- [Provided entries]
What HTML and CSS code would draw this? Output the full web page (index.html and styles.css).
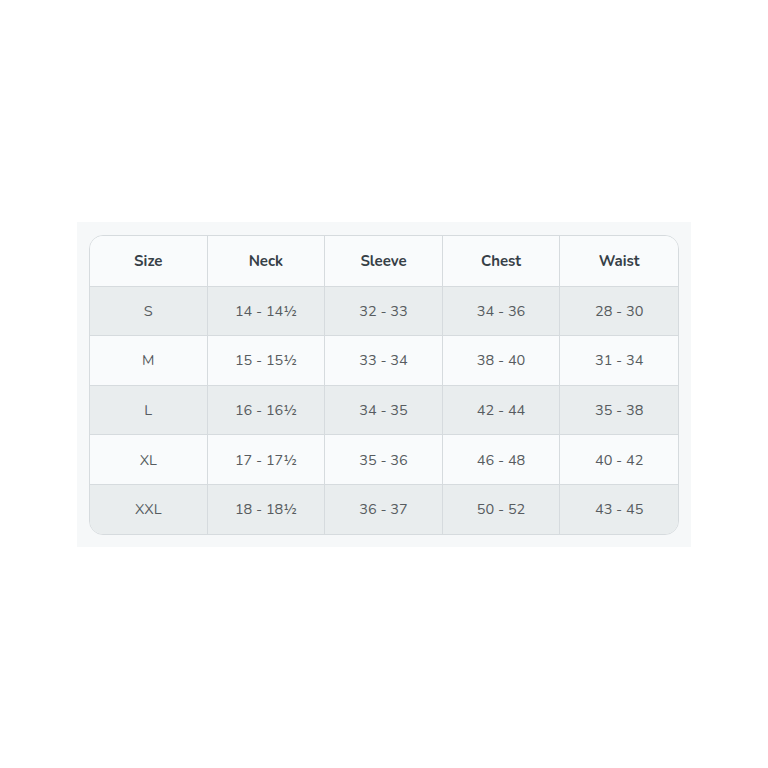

--

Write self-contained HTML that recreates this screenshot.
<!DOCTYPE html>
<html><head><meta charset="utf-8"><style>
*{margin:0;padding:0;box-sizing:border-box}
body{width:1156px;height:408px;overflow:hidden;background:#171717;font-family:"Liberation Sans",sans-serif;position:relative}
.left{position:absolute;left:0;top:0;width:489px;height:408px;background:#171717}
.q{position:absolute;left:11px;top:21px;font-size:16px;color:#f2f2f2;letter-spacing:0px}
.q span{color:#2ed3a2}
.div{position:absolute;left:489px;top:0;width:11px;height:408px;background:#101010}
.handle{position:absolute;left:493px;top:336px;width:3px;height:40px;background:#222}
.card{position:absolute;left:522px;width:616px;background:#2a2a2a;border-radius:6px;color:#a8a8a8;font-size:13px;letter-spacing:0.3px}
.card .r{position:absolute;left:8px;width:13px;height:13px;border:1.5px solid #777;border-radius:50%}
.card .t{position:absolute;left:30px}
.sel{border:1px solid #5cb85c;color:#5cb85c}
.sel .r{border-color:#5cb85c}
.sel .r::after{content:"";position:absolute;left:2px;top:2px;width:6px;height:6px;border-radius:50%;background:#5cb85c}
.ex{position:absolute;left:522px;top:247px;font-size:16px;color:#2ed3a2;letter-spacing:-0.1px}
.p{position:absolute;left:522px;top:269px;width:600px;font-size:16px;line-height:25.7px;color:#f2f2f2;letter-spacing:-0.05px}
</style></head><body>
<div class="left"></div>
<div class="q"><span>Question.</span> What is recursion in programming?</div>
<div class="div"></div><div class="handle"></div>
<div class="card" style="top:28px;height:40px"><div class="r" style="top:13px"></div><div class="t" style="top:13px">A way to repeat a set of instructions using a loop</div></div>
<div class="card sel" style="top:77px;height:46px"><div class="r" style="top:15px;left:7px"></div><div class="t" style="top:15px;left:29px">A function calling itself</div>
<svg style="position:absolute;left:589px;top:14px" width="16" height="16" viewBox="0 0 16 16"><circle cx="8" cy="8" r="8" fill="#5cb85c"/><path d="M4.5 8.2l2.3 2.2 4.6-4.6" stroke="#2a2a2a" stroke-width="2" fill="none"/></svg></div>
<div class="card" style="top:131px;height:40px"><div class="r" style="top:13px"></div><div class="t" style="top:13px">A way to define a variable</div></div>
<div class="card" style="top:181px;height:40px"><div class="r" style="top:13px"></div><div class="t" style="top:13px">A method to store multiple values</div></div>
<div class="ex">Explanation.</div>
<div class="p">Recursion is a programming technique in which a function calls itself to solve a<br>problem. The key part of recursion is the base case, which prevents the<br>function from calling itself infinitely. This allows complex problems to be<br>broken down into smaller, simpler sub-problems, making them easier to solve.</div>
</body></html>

- [Set task]
Gather each line from the entries above that includes the word "What".

- [Response to the task]
What HTML and CSS code would draw this? Output the full web page (index.html and styles.css).
<div class="q"><span>Question.</span> What is recursion in programming?</div>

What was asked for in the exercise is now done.